**Written request**
Write out the whole listing again, exactly as given.

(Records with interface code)
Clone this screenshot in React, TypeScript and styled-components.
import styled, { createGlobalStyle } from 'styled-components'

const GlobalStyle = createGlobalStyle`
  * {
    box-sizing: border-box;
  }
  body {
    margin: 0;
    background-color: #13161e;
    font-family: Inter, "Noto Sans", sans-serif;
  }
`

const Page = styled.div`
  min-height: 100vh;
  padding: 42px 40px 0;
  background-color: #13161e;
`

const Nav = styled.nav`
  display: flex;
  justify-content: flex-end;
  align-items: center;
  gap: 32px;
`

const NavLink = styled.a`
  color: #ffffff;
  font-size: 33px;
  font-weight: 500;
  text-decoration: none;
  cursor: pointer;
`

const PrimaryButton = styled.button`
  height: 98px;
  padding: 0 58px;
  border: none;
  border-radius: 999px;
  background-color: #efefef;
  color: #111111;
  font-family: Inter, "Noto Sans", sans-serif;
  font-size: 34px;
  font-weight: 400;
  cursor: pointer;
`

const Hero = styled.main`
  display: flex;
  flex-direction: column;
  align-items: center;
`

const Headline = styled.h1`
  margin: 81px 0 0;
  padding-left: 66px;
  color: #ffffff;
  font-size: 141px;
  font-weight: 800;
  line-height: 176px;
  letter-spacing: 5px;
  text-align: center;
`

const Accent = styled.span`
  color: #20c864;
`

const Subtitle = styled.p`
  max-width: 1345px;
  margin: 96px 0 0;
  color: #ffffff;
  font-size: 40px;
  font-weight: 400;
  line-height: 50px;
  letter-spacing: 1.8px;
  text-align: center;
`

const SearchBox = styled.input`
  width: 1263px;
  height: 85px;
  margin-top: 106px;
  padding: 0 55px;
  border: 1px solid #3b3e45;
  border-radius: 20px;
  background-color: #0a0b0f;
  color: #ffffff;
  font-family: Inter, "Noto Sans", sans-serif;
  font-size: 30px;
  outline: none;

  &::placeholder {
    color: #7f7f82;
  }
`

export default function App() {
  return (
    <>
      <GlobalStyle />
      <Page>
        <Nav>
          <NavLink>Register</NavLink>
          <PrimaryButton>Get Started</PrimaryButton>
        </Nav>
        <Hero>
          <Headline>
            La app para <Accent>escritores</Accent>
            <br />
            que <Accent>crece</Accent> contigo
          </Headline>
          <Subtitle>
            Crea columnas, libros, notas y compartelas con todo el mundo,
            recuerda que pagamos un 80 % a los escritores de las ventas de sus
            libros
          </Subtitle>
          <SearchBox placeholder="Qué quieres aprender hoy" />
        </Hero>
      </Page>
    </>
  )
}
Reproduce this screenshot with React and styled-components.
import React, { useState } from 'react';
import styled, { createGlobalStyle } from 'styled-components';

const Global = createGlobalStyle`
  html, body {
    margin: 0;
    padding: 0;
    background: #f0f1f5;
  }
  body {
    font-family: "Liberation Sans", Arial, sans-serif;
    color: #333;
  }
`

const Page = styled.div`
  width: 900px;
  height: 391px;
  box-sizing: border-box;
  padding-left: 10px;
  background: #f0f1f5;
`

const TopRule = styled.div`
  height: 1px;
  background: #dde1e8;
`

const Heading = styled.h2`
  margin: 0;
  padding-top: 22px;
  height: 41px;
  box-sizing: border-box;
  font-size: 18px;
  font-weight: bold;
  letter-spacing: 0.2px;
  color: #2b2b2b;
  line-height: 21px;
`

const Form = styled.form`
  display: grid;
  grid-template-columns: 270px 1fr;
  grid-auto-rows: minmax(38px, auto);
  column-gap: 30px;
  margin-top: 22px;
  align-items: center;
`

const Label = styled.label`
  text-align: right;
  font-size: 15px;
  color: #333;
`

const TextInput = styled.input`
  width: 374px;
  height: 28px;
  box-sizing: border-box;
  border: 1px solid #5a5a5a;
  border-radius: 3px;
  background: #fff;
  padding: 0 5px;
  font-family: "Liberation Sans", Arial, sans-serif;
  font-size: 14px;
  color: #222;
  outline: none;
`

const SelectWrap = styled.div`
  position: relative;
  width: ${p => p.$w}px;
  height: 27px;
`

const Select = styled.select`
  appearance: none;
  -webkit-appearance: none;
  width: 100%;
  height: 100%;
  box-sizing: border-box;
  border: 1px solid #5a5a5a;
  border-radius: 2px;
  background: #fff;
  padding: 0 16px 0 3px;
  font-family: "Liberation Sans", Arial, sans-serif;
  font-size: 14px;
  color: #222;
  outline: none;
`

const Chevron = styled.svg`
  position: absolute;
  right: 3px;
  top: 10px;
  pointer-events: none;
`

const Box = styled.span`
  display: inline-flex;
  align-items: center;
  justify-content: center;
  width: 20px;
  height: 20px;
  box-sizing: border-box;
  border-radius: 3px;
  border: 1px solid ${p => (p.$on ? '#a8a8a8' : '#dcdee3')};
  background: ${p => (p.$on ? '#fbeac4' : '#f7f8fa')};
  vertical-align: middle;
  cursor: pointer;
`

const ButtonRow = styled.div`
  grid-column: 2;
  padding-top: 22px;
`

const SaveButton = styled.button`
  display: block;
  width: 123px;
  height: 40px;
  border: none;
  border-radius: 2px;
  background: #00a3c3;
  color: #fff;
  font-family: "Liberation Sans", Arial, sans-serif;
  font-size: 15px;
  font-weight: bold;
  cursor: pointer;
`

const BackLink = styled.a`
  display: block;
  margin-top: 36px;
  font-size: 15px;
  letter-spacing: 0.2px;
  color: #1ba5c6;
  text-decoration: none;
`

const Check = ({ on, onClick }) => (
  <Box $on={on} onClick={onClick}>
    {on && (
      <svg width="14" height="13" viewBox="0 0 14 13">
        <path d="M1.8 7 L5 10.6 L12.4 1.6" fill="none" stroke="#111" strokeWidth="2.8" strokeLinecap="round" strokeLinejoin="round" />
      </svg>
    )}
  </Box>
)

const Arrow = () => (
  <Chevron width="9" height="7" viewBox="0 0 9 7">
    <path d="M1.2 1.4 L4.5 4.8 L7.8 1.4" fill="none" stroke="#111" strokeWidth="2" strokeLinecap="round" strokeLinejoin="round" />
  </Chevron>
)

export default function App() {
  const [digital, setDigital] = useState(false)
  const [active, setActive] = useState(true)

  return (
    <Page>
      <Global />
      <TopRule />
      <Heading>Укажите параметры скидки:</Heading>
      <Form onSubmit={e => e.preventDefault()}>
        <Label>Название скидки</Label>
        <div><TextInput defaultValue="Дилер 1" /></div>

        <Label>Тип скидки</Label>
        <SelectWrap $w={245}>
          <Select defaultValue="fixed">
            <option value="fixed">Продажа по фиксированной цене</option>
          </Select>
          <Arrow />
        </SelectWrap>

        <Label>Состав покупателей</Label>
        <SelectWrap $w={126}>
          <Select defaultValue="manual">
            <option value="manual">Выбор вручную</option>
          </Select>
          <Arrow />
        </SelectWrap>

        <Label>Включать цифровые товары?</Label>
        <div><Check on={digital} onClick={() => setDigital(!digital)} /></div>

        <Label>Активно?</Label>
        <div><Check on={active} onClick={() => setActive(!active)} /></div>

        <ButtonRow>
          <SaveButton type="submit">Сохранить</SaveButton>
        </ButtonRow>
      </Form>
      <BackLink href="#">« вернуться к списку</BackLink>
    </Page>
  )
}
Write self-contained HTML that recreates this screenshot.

**Task output**
Clone this screenshot in React, TypeScript and styled-components.
import styled, { createGlobalStyle } from 'styled-components'

const GlobalStyle = createGlobalStyle`
  * {
    box-sizing: border-box;
  }
  body {
    margin: 0;
    background-color: #13161e;
    font-family: Inter, "Noto Sans", sans-serif;
  }
`

const Page = styled.div`
  min-height: 100vh;
  padding: 42px 40px 0;
  background-color: #13161e;
`

const Nav = styled.nav`
  display: flex;
  justify-content: flex-end;
  align-items: center;
  gap: 32px;
`

const NavLink = styled.a`
  color: #ffffff;
  font-size: 33px;
  font-weight: 500;
  text-decoration: none;
  cursor: pointer;
`

const PrimaryButton = styled.button`
  height: 98px;
  padding: 0 58px;
  border: none;
  border-radius: 999px;
  background-color: #efefef;
  color: #111111;
  font-family: Inter, "Noto Sans", sans-serif;
  font-size: 34px;
  font-weight: 400;
  cursor: pointer;
`

const Hero = styled.main`
  display: flex;
  flex-direction: column;
  align-items: center;
`

const Headline = styled.h1`
  margin: 81px 0 0;
  padding-left: 66px;
  color: #ffffff;
  font-size: 141px;
  font-weight: 800;
  line-height: 176px;
  letter-spacing: 5px;
  text-align: center;
`

const Accent = styled.span`
  color: #20c864;
`

const Subtitle = styled.p`
  max-width: 1345px;
  margin: 96px 0 0;
  color: #ffffff;
  font-size: 40px;
  font-weight: 400;
  line-height: 50px;
  letter-spacing: 1.8px;
  text-align: center;
`

const SearchBox = styled.input`
  width: 1263px;
  height: 85px;
  margin-top: 106px;
  padding: 0 55px;
  border: 1px solid #3b3e45;
  border-radius: 20px;
  background-color: #0a0b0f;
  color: #ffffff;
  font-family: Inter, "Noto Sans", sans-serif;
  font-size: 30px;
  outline: none;

  &::placeholder {
    color: #7f7f82;
  }
`

export default function App() {
  return (
    <>
      <GlobalStyle />
      <Page>
        <Nav>
          <NavLink>Register</NavLink>
          <PrimaryButton>Get Started</PrimaryButton>
        </Nav>
        <Hero>
          <Headline>
            La app para <Accent>escritores</Accent>
            <br />
            que <Accent>crece</Accent> contigo
          </Headline>
          <Subtitle>
            Crea columnas, libros, notas y compartelas con todo el mundo,
            recuerda que pagamos un 80 % a los escritores de las ventas de sus
            libros
          </Subtitle>
          <SearchBox placeholder="Qué quieres aprender hoy" />
        </Hero>
      </Page>
    </>
  )
}
Reproduce this screenshot with React and styled-components.
import React, { useState } from 'react';
import styled, { createGlobalStyle } from 'styled-components';

const Global = createGlobalStyle`
  html, body {
    margin: 0;
    padding: 0;
    background: #f0f1f5;
  }
  body {
    font-family: "Liberation Sans", Arial, sans-serif;
    color: #333;
  }
`

const Page = styled.div`
  width: 900px;
  height: 391px;
  box-sizing: border-box;
  padding-left: 10px;
  background: #f0f1f5;
`

const TopRule = styled.div`
  height: 1px;
  background: #dde1e8;
`

const Heading = styled.h2`
  margin: 0;
  padding-top: 22px;
  height: 41px;
  box-sizing: border-box;
  font-size: 18px;
  font-weight: bold;
  letter-spacing: 0.2px;
  color: #2b2b2b;
  line-height: 21px;
`

const Form = styled.form`
  display: grid;
  grid-template-columns: 270px 1fr;
  grid-auto-rows: minmax(38px, auto);
  column-gap: 30px;
  margin-top: 22px;
  align-items: center;
`

const Label = styled.label`
  text-align: right;
  font-size: 15px;
  color: #333;
`

const TextInput = styled.input`
  width: 374px;
  height: 28px;
  box-sizing: border-box;
  border: 1px solid #5a5a5a;
  border-radius: 3px;
  background: #fff;
  padding: 0 5px;
  font-family: "Liberation Sans", Arial, sans-serif;
  font-size: 14px;
  color: #222;
  outline: none;
`

const SelectWrap = styled.div`
  position: relative;
  width: ${p => p.$w}px;
  height: 27px;
`

const Select = styled.select`
  appearance: none;
  -webkit-appearance: none;
  width: 100%;
  height: 100%;
  box-sizing: border-box;
  border: 1px solid #5a5a5a;
  border-radius: 2px;
  background: #fff;
  padding: 0 16px 0 3px;
  font-family: "Liberation Sans", Arial, sans-serif;
  font-size: 14px;
  color: #222;
  outline: none;
`

const Chevron = styled.svg`
  position: absolute;
  right: 3px;
  top: 10px;
  pointer-events: none;
`

const Box = styled.span`
  display: inline-flex;
  align-items: center;
  justify-content: center;
  width: 20px;
  height: 20px;
  box-sizing: border-box;
  border-radius: 3px;
  border: 1px solid ${p => (p.$on ? '#a8a8a8' : '#dcdee3')};
  background: ${p => (p.$on ? '#fbeac4' : '#f7f8fa')};
  vertical-align: middle;
  cursor: pointer;
`

const ButtonRow = styled.div`
  grid-column: 2;
  padding-top: 22px;
`

const SaveButton = styled.button`
  display: block;
  width: 123px;
  height: 40px;
  border: none;
  border-radius: 2px;
  background: #00a3c3;
  color: #fff;
  font-family: "Liberation Sans", Arial, sans-serif;
  font-size: 15px;
  font-weight: bold;
  cursor: pointer;
`

const BackLink = styled.a`
  display: block;
  margin-top: 36px;
  font-size: 15px;
  letter-spacing: 0.2px;
  color: #1ba5c6;
  text-decoration: none;
`

const Check = ({ on, onClick }) => (
  <Box $on={on} onClick={onClick}>
    {on && (
      <svg width="14" height="13" viewBox="0 0 14 13">
        <path d="M1.8 7 L5 10.6 L12.4 1.6" fill="none" stroke="#111" strokeWidth="2.8" strokeLinecap="round" strokeLinejoin="round" />
      </svg>
    )}
  </Box>
)

const Arrow = () => (
  <Chevron width="9" height="7" viewBox="0 0 9 7">
    <path d="M1.2 1.4 L4.5 4.8 L7.8 1.4" fill="none" stroke="#111" strokeWidth="2" strokeLinecap="round" strokeLinejoin="round" />
  </Chevron>
)

export default function App() {
  const [digital, setDigital] = useState(false)
  const [active, setActive] = useState(true)

  return (
    <Page>
      <Global />
      <TopRule />
      <Heading>Укажите параметры скидки:</Heading>
      <Form onSubmit={e => e.preventDefault()}>
        <Label>Название скидки</Label>
        <div><TextInput defaultValue="Дилер 1" /></div>

        <Label>Тип скидки</Label>
        <SelectWrap $w={245}>
          <Select defaultValue="fixed">
            <option value="fixed">Продажа по фиксированной цене</option>
          </Select>
          <Arrow />
        </SelectWrap>

        <Label>Состав покупателей</Label>
        <SelectWrap $w={126}>
          <Select defaultValue="manual">
            <option value="manual">Выбор вручную</option>
          </Select>
          <Arrow />
        </SelectWrap>

        <Label>Включать цифровые товары?</Label>
        <div><Check on={digital} onClick={() => setDigital(!digital)} /></div>

        <Label>Активно?</Label>
        <div><Check on={active} onClick={() => setActive(!active)} /></div>

        <ButtonRow>
          <SaveButton type="submit">Сохранить</SaveButton>
        </ButtonRow>
      </Form>
      <BackLink href="#">« вернуться к списку</BackLink>
    </Page>
  )
}
Write self-contained HTML that recreates this screenshot.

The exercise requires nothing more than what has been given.